— Task to carry out —
From the first line of the listing below, retype each line up to and including the one with "const NAV = ['Preferences', 'Workspace', 'Experiments', 'Ignore"; pictures stay out.

— Data excerpt —

—————

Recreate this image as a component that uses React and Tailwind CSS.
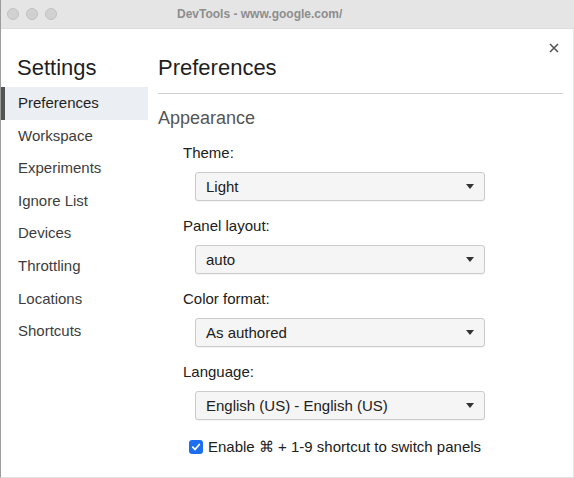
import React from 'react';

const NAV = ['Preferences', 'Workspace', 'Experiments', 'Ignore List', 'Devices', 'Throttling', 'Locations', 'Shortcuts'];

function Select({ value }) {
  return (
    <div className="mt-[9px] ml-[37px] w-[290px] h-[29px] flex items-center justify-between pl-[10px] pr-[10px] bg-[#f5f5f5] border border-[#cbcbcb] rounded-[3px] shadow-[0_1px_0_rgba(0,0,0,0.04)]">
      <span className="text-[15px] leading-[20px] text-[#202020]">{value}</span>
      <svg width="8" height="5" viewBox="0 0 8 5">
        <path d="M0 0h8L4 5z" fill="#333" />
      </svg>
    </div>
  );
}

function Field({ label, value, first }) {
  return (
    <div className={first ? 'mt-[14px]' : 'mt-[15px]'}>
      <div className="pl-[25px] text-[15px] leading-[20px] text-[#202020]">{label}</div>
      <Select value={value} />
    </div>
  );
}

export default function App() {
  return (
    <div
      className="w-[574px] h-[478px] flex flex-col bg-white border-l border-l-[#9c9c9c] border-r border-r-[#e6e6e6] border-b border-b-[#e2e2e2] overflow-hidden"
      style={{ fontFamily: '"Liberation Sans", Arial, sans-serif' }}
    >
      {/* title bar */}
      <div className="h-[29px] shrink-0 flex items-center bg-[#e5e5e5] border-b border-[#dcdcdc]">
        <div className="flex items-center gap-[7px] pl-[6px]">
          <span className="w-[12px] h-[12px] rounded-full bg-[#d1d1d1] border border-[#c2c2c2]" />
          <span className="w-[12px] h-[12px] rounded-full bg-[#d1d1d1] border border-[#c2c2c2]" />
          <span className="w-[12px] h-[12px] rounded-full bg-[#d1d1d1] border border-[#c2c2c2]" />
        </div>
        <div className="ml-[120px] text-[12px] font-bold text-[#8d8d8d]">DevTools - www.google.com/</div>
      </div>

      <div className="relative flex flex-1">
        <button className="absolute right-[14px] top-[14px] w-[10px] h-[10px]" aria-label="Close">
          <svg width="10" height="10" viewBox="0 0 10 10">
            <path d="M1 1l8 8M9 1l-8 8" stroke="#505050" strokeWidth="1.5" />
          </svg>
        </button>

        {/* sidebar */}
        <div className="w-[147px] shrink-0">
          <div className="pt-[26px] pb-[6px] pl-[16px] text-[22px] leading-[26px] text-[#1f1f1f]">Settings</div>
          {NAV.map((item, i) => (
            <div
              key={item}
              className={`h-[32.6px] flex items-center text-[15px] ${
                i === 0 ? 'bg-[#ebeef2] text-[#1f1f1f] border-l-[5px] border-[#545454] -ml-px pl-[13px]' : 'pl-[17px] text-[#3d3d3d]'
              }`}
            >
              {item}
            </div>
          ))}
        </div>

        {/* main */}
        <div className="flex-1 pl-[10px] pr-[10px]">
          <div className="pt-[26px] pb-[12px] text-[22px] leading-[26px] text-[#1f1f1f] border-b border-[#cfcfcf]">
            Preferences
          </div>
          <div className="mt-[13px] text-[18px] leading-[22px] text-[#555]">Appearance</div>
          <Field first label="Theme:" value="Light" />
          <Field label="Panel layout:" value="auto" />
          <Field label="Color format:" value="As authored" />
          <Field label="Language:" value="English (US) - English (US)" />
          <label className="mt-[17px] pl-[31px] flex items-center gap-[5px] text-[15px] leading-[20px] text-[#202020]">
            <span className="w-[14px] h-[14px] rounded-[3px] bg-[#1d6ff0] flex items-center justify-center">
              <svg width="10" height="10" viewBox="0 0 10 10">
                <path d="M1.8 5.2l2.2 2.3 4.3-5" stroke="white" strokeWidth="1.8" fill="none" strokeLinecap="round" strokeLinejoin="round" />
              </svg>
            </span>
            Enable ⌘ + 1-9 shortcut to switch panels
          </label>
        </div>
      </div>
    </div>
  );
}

—————

— Result for this task —
Recreate this image as a component that uses React and Tailwind CSS.
import React from 'react';

const NAV = ['Preferences', 'Workspace', 'Experiments', 'Ignore List', 'Devices', 'Throttling', 'Locations', 'Shortcuts'];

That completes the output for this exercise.